> **EXERCISE OBJECTIVE**: Reproduce all the lines below exactly and omit the images.

> **GIVEN MATERIAL**:
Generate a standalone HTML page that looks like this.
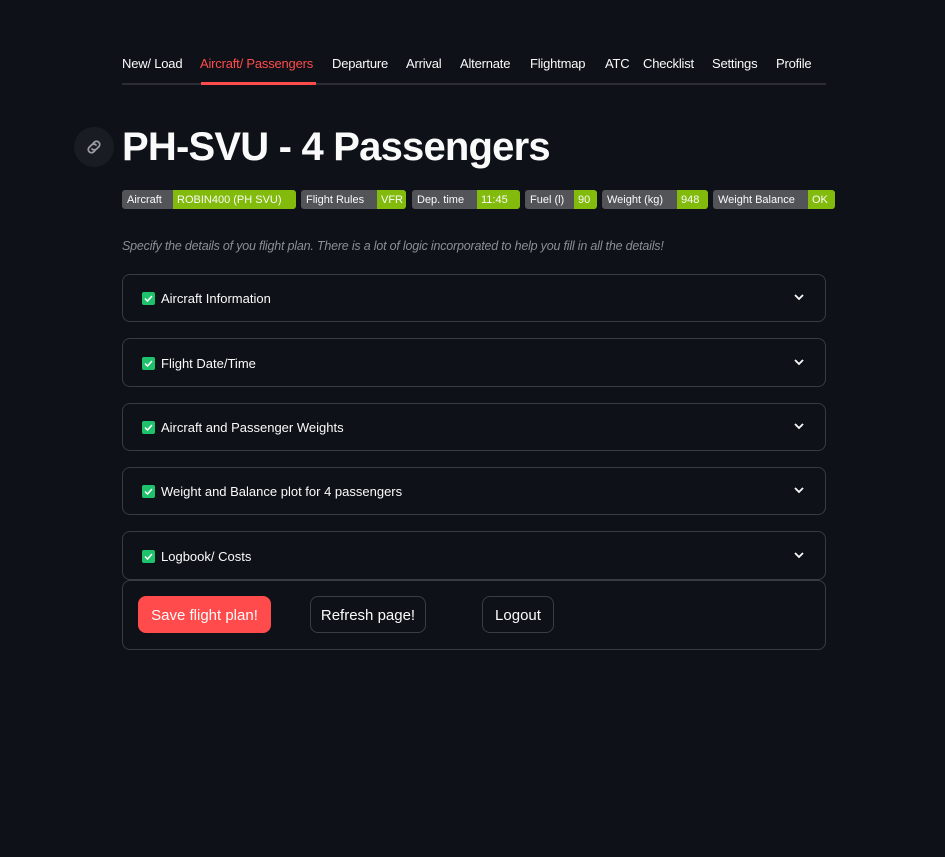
<!DOCTYPE html>
<html><head><meta charset="utf-8"><style>
*{box-sizing:border-box;margin:0;padding:0}
body{width:945px;height:857px;background:#0e1117;color:#fafafa;font-family:"Liberation Sans",sans-serif;position:relative;overflow:hidden}
.nav{position:absolute;top:56px;font-size:13px;white-space:nowrap;letter-spacing:-0.2px}
.navline{position:absolute;left:122px;top:83px;width:704px;height:2px;background:#2b2d33}
.navred{position:absolute;left:201px;top:82px;width:115px;height:3px;background:#ff4b4b}
.icon{position:absolute;left:74px;top:127px;width:40px;height:40px;border-radius:50%;background:#1a1c23}
h1{position:absolute;left:122px;top:125px;font-size:40px;font-weight:bold;white-space:nowrap;letter-spacing:-0.8px}
.b{position:absolute;top:190px;height:19px;display:flex;font-size:11px;line-height:20px;border-radius:3px;overflow:hidden;white-space:nowrap}
.b span{background:#535458;padding:0 0 0 5px;flex:none}
.b i{font-style:normal;background:#82bb0c;flex:1;padding-left:4px}
.desc{position:absolute;left:122px;top:239px;font-size:12.5px;font-style:italic;color:#8b8e95;white-space:nowrap;letter-spacing:-0.2px}
.exp{position:absolute;left:122px;width:704px;border:1px solid #393b43;border-radius:8px;font-size:13px}
.exp .cb{position:absolute;left:19px;top:50%;margin-top:-6px;width:13px;height:13px;background:#1ec26a;border-radius:2px}
.exp .t{position:absolute;left:38px;top:50%;margin-top:-7px;line-height:16px;white-space:nowrap}
.exp svg.ch{position:absolute;right:20px;top:50%;margin-top:-7px}
.btn{position:absolute;top:596px;height:37px;border-radius:8px;font-size:15px;line-height:37px;text-align:center;border:1px solid #3b3d45;background:#0e1117}
</style></head><body>
<div class="nav" style="left:122px">New/ Load</div>
<div class="nav" style="left:200px;color:#ff4b4b">Aircraft/ Passengers</div>
<div class="nav" style="left:332px">Departure</div>
<div class="nav" style="left:406px">Arrival</div>
<div class="nav" style="left:460px">Alternate</div>
<div class="nav" style="left:530px">Flightmap</div>
<div class="nav" style="left:605px">ATC</div>
<div class="nav" style="left:643px">Checklist</div>
<div class="nav" style="left:712px">Settings</div>
<div class="nav" style="left:776px">Profile</div>
<div class="navline"></div><div class="navred"></div>
<div class="icon"><svg width="40" height="40" viewBox="0 0 40 40" fill="none" stroke="#9a9ca2" stroke-width="1.8" stroke-linecap="round"><path d="M19 16.5l1.5-1.5a3.2 3.2 0 0 1 4.5 4.5l-2.5 2.5a3.2 3.2 0 0 1-4.5 0"/><path d="M21 23.5l-1.5 1.5a3.2 3.2 0 0 1-4.5-4.5l2.5-2.5a3.2 3.2 0 0 1 4.5 0"/></svg></div>
<h1>PH-SVU - 4 Passengers</h1>
<div class="b" style="left:122px;width:174px"><span style="width:51px">Aircraft</span><i>ROBIN400 (PH SVU)</i></div>
<div class="b" style="left:301px;width:105px"><span style="width:76px">Flight Rules</span><i>VFR</i></div>
<div class="b" style="left:412px;width:108px"><span style="width:65px">Dep. time</span><i>11:45</i></div>
<div class="b" style="left:525px;width:72px"><span style="width:49px">Fuel (l)</span><i>90</i></div>
<div class="b" style="left:602px;width:106px"><span style="width:75px">Weight (kg)</span><i>948</i></div>
<div class="b" style="left:713px;width:122px"><span style="width:95px">Weight Balance</span><i>OK</i></div>
<div class="desc">Specify the details of you flight plan. There is a lot of logic incorporated to help you fill in all the details!</div>

<div class="exp" style="top:274px;height:48px"><div class="cb"></div><svg style="position:absolute;left:19px;top:17px" width="13" height="13"><path d="M3 6.5l2.5 2.5 4.5-5" stroke="#fff" stroke-width="1.5" fill="none"/></svg><div class="t">Aircraft Information</div><svg class="ch" width="12" height="12"><path d="M2 4l4 4 4-4" stroke="#fafafa" stroke-width="1.8" fill="none"/></svg></div>
<div class="exp" style="top:338px;height:49px"><div class="cb"></div><svg style="position:absolute;left:19px;top:18px" width="13" height="13"><path d="M3 6.5l2.5 2.5 4.5-5" stroke="#fff" stroke-width="1.5" fill="none"/></svg><div class="t">Flight Date/Time</div><svg class="ch" width="12" height="12"><path d="M2 4l4 4 4-4" stroke="#fafafa" stroke-width="1.8" fill="none"/></svg></div>
<div class="exp" style="top:403px;height:48px"><div class="cb"></div><svg style="position:absolute;left:19px;top:17px" width="13" height="13"><path d="M3 6.5l2.5 2.5 4.5-5" stroke="#fff" stroke-width="1.5" fill="none"/></svg><div class="t">Aircraft and Passenger Weights</div><svg class="ch" width="12" height="12"><path d="M2 4l4 4 4-4" stroke="#fafafa" stroke-width="1.8" fill="none"/></svg></div>
<div class="exp" style="top:467px;height:48px"><div class="cb"></div><svg style="position:absolute;left:19px;top:17px" width="13" height="13"><path d="M3 6.5l2.5 2.5 4.5-5" stroke="#fff" stroke-width="1.5" fill="none"/></svg><div class="t">Weight and Balance plot for 4 passengers</div><svg class="ch" width="12" height="12"><path d="M2 4l4 4 4-4" stroke="#fafafa" stroke-width="1.8" fill="none"/></svg></div>
<div class="exp" style="top:531px;height:49px"><div class="cb"></div><svg style="position:absolute;left:19px;top:18px" width="13" height="13"><path d="M3 6.5l2.5 2.5 4.5-5" stroke="#fff" stroke-width="1.5" fill="none"/></svg><div class="t">Logbook/ Costs</div><svg class="ch" width="12" height="12"><path d="M2 4l4 4 4-4" stroke="#fafafa" stroke-width="1.8" fill="none"/></svg></div>
<div class="exp" style="top:580px;height:70px"></div>
<div class="btn" style="left:138px;width:133px;background:#ff4b4b;border-color:#ff4b4b">Save flight plan!</div>
<div class="btn" style="left:310px;width:116px">Refresh page!</div>
<div class="btn" style="left:482px;width:72px">Logout</div>
</body></html>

> **TASK SOLUTION**:
Generate a standalone HTML page that looks like this.
<!DOCTYPE html>
<html><head><meta charset="utf-8"><style>
*{box-sizing:border-box;margin:0;padding:0}
body{width:945px;height:857px;background:#0e1117;color:#fafafa;font-family:"Liberation Sans",sans-serif;position:relative;overflow:hidden}
.nav{position:absolute;top:56px;font-size:13px;white-space:nowrap;letter-spacing:-0.2px}
.navline{position:absolute;left:122px;top:83px;width:704px;height:2px;background:#2b2d33}
.navred{position:absolute;left:201px;top:82px;width:115px;height:3px;background:#ff4b4b}
.icon{position:absolute;left:74px;top:127px;width:40px;height:40px;border-radius:50%;background:#1a1c23}
h1{position:absolute;left:122px;top:125px;font-size:40px;font-weight:bold;white-space:nowrap;letter-spacing:-0.8px}
.b{position:absolute;top:190px;height:19px;display:flex;font-size:11px;line-height:20px;border-radius:3px;overflow:hidden;white-space:nowrap}
.b span{background:#535458;padding:0 0 0 5px;flex:none}
.b i{font-style:normal;background:#82bb0c;flex:1;padding-left:4px}
.desc{position:absolute;left:122px;top:239px;font-size:12.5px;font-style:italic;color:#8b8e95;white-space:nowrap;letter-spacing:-0.2px}
.exp{position:absolute;left:122px;width:704px;border:1px solid #393b43;border-radius:8px;font-size:13px}
.exp .cb{position:absolute;left:19px;top:50%;margin-top:-6px;width:13px;height:13px;background:#1ec26a;border-radius:2px}
.exp .t{position:absolute;left:38px;top:50%;margin-top:-7px;line-height:16px;white-space:nowrap}
.exp svg.ch{position:absolute;right:20px;top:50%;margin-top:-7px}
.btn{position:absolute;top:596px;height:37px;border-radius:8px;font-size:15px;line-height:37px;text-align:center;border:1px solid #3b3d45;background:#0e1117}
</style></head><body>
<div class="nav" style="left:122px">New/ Load</div>
<div class="nav" style="left:200px;color:#ff4b4b">Aircraft/ Passengers</div>
<div class="nav" style="left:332px">Departure</div>
<div class="nav" style="left:406px">Arrival</div>
<div class="nav" style="left:460px">Alternate</div>
<div class="nav" style="left:530px">Flightmap</div>
<div class="nav" style="left:605px">ATC</div>
<div class="nav" style="left:643px">Checklist</div>
<div class="nav" style="left:712px">Settings</div>
<div class="nav" style="left:776px">Profile</div>
<div class="navline"></div><div class="navred"></div>
<div class="icon"><svg width="40" height="40" viewBox="0 0 40 40" fill="none" stroke="#9a9ca2" stroke-width="1.8" stroke-linecap="round"><path d="M19 16.5l1.5-1.5a3.2 3.2 0 0 1 4.5 4.5l-2.5 2.5a3.2 3.2 0 0 1-4.5 0"/><path d="M21 23.5l-1.5 1.5a3.2 3.2 0 0 1-4.5-4.5l2.5-2.5a3.2 3.2 0 0 1 4.5 0"/></svg></div>
<h1>PH-SVU - 4 Passengers</h1>
<div class="b" style="left:122px;width:174px"><span style="width:51px">Aircraft</span><i>ROBIN400 (PH SVU)</i></div>
<div class="b" style="left:301px;width:105px"><span style="width:76px">Flight Rules</span><i>VFR</i></div>
<div class="b" style="left:412px;width:108px"><span style="width:65px">Dep. time</span><i>11:45</i></div>
<div class="b" style="left:525px;width:72px"><span style="width:49px">Fuel (l)</span><i>90</i></div>
<div class="b" style="left:602px;width:106px"><span style="width:75px">Weight (kg)</span><i>948</i></div>
<div class="b" style="left:713px;width:122px"><span style="width:95px">Weight Balance</span><i>OK</i></div>
<div class="desc">Specify the details of you flight plan. There is a lot of logic incorporated to help you fill in all the details!</div>

<div class="exp" style="top:274px;height:48px"><div class="cb"></div><svg style="position:absolute;left:19px;top:17px" width="13" height="13"><path d="M3 6.5l2.5 2.5 4.5-5" stroke="#fff" stroke-width="1.5" fill="none"/></svg><div class="t">Aircraft Information</div><svg class="ch" width="12" height="12"><path d="M2 4l4 4 4-4" stroke="#fafafa" stroke-width="1.8" fill="none"/></svg></div>
<div class="exp" style="top:338px;height:49px"><div class="cb"></div><svg style="position:absolute;left:19px;top:18px" width="13" height="13"><path d="M3 6.5l2.5 2.5 4.5-5" stroke="#fff" stroke-width="1.5" fill="none"/></svg><div class="t">Flight Date/Time</div><svg class="ch" width="12" height="12"><path d="M2 4l4 4 4-4" stroke="#fafafa" stroke-width="1.8" fill="none"/></svg></div>
<div class="exp" style="top:403px;height:48px"><div class="cb"></div><svg style="position:absolute;left:19px;top:17px" width="13" height="13"><path d="M3 6.5l2.5 2.5 4.5-5" stroke="#fff" stroke-width="1.5" fill="none"/></svg><div class="t">Aircraft and Passenger Weights</div><svg class="ch" width="12" height="12"><path d="M2 4l4 4 4-4" stroke="#fafafa" stroke-width="1.8" fill="none"/></svg></div>
<div class="exp" style="top:467px;height:48px"><div class="cb"></div><svg style="position:absolute;left:19px;top:17px" width="13" height="13"><path d="M3 6.5l2.5 2.5 4.5-5" stroke="#fff" stroke-width="1.5" fill="none"/></svg><div class="t">Weight and Balance plot for 4 passengers</div><svg class="ch" width="12" height="12"><path d="M2 4l4 4 4-4" stroke="#fafafa" stroke-width="1.8" fill="none"/></svg></div>
<div class="exp" style="top:531px;height:49px"><div class="cb"></div><svg style="position:absolute;left:19px;top:18px" width="13" height="13"><path d="M3 6.5l2.5 2.5 4.5-5" stroke="#fff" stroke-width="1.5" fill="none"/></svg><div class="t">Logbook/ Costs</div><svg class="ch" width="12" height="12"><path d="M2 4l4 4 4-4" stroke="#fafafa" stroke-width="1.8" fill="none"/></svg></div>
<div class="exp" style="top:580px;height:70px"></div>
<div class="btn" style="left:138px;width:133px;background:#ff4b4b;border-color:#ff4b4b">Save flight plan!</div>
<div class="btn" style="left:310px;width:116px">Refresh page!</div>
<div class="btn" style="left:482px;width:72px">Logout</div>
</body></html>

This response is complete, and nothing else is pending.